Leave out the pictures and repeat the rest of the material exactly.
*** Recorded data ***
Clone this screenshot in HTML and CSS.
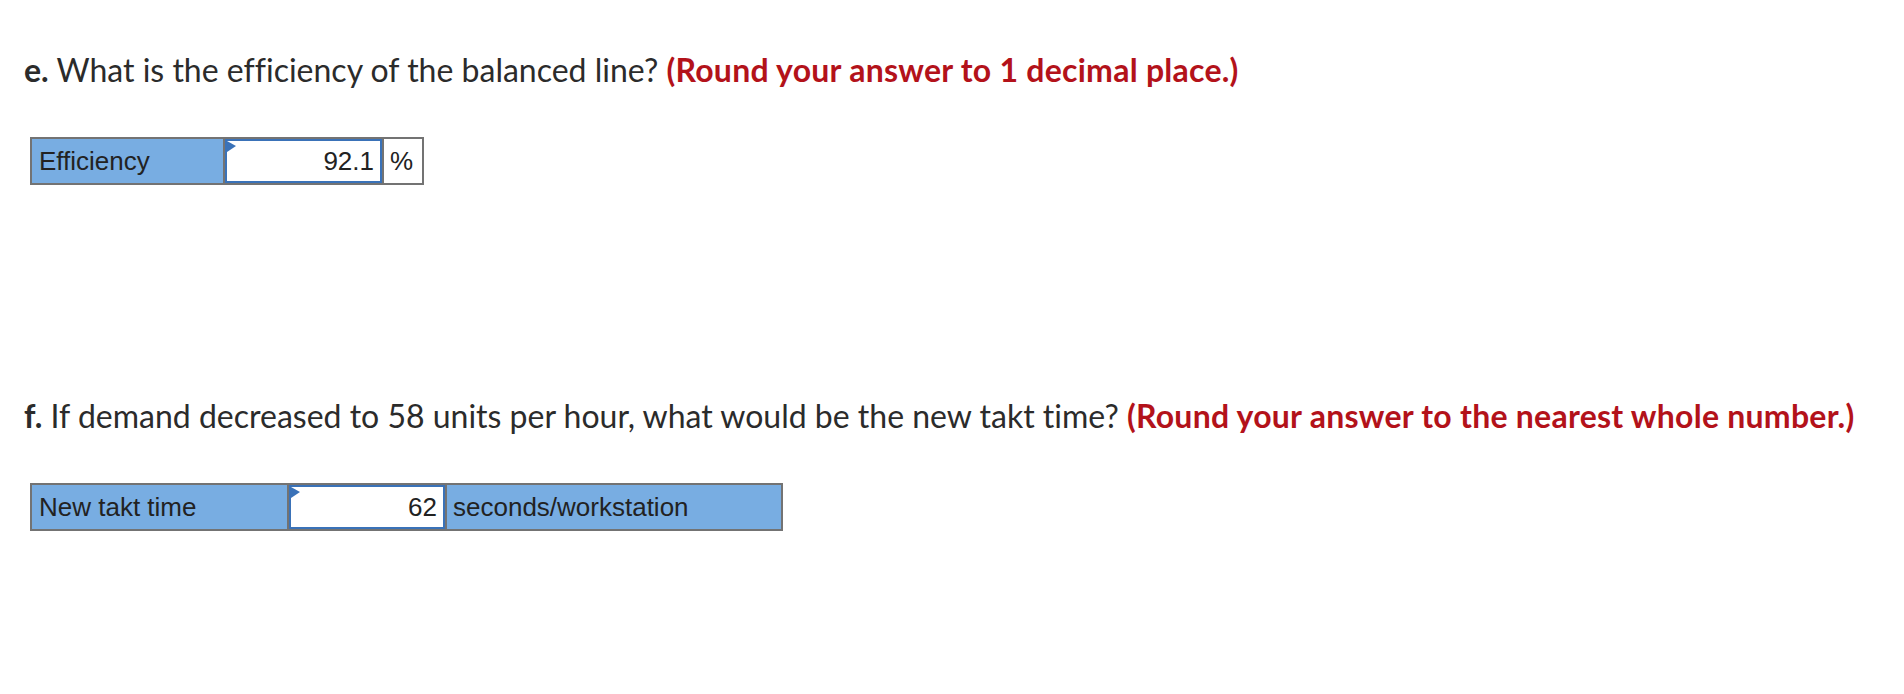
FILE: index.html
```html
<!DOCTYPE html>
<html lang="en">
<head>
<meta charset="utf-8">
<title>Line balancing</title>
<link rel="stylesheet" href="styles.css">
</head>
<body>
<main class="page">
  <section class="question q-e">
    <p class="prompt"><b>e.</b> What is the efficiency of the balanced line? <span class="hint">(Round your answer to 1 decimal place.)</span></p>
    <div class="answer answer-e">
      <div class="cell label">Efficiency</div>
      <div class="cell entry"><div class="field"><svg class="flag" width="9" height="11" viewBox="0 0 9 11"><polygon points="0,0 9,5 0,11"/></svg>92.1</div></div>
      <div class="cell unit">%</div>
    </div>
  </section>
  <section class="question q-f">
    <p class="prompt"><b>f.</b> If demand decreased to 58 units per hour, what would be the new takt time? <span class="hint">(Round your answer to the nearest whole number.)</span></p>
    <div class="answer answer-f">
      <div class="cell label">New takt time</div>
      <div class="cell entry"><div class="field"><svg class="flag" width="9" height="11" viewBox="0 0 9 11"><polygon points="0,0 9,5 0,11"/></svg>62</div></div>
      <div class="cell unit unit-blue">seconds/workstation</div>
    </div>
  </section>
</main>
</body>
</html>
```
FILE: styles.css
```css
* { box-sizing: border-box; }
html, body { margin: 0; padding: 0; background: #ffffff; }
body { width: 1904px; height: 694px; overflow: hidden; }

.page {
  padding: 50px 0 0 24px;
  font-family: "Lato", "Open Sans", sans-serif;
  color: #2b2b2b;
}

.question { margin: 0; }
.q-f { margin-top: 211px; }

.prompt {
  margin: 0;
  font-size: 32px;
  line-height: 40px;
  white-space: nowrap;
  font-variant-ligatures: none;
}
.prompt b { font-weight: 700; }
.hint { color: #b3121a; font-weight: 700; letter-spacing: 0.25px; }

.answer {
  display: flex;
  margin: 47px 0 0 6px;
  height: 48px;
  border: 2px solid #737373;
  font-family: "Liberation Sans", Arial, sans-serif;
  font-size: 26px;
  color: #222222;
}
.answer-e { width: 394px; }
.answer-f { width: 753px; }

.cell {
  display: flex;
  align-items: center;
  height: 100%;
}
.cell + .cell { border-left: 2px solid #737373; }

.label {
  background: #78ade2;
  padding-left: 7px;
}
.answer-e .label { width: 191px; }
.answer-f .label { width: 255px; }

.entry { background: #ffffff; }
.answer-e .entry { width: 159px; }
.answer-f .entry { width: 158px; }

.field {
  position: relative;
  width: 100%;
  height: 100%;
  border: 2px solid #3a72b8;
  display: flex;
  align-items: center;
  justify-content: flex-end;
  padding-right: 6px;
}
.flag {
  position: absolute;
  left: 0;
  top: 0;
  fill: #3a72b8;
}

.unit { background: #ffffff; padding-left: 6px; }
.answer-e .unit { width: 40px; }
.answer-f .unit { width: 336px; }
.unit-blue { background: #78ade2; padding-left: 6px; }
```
***
# [Output of the task]
Clone this screenshot in HTML and CSS.
FILE: index.html
```html
<!DOCTYPE html>
<html lang="en">
<head>
<meta charset="utf-8">
<title>Line balancing</title>
<link rel="stylesheet" href="styles.css">
</head>
<body>
<main class="page">
  <section class="question q-e">
    <p class="prompt"><b>e.</b> What is the efficiency of the balanced line? <span class="hint">(Round your answer to 1 decimal place.)</span></p>
    <div class="answer answer-e">
      <div class="cell label">Efficiency</div>
      <div class="cell entry"><div class="field"><svg class="flag" width="9" height="11" viewBox="0 0 9 11"><polygon points="0,0 9,5 0,11"/></svg>92.1</div></div>
      <div class="cell unit">%</div>
    </div>
  </section>
  <section class="question q-f">
    <p class="prompt"><b>f.</b> If demand decreased to 58 units per hour, what would be the new takt time? <span class="hint">(Round your answer to the nearest whole number.)</span></p>
    <div class="answer answer-f">
      <div class="cell label">New takt time</div>
      <div class="cell entry"><div class="field"><svg class="flag" width="9" height="11" viewBox="0 0 9 11"><polygon points="0,0 9,5 0,11"/></svg>62</div></div>
      <div class="cell unit unit-blue">seconds/workstation</div>
    </div>
  </section>
</main>
</body>
</html>
```
FILE: styles.css
```css
* { box-sizing: border-box; }
html, body { margin: 0; padding: 0; background: #ffffff; }
body { width: 1904px; height: 694px; overflow: hidden; }

.page {
  padding: 50px 0 0 24px;
  font-family: "Lato", "Open Sans", sans-serif;
  color: #2b2b2b;
}

.question { margin: 0; }
.q-f { margin-top: 211px; }

.prompt {
  margin: 0;
  font-size: 32px;
  line-height: 40px;
  white-space: nowrap;
  font-variant-ligatures: none;
}
.prompt b { font-weight: 700; }
.hint { color: #b3121a; font-weight: 700; letter-spacing: 0.25px; }

.answer {
  display: flex;
  margin: 47px 0 0 6px;
  height: 48px;
  border: 2px solid #737373;
  font-family: "Liberation Sans", Arial, sans-serif;
  font-size: 26px;
  color: #222222;
}
.answer-e { width: 394px; }
.answer-f { width: 753px; }

.cell {
  display: flex;
  align-items: center;
  height: 100%;
}
.cell + .cell { border-left: 2px solid #737373; }

.label {
  background: #78ade2;
  padding-left: 7px;
}
.answer-e .label { width: 191px; }
.answer-f .label { width: 255px; }

.entry { background: #ffffff; }
.answer-e .entry { width: 159px; }
.answer-f .entry { width: 158px; }

.field {
  position: relative;
  width: 100%;
  height: 100%;
  border: 2px solid #3a72b8;
  display: flex;
  align-items: center;
  justify-content: flex-end;
  padding-right: 6px;
}
.flag {
  position: absolute;
  left: 0;
  top: 0;
  fill: #3a72b8;
}

.unit { background: #ffffff; padding-left: 6px; }
.answer-e .unit { width: 40px; }
.answer-f .unit { width: 336px; }
.unit-blue { background: #78ade2; padding-left: 6px; }
```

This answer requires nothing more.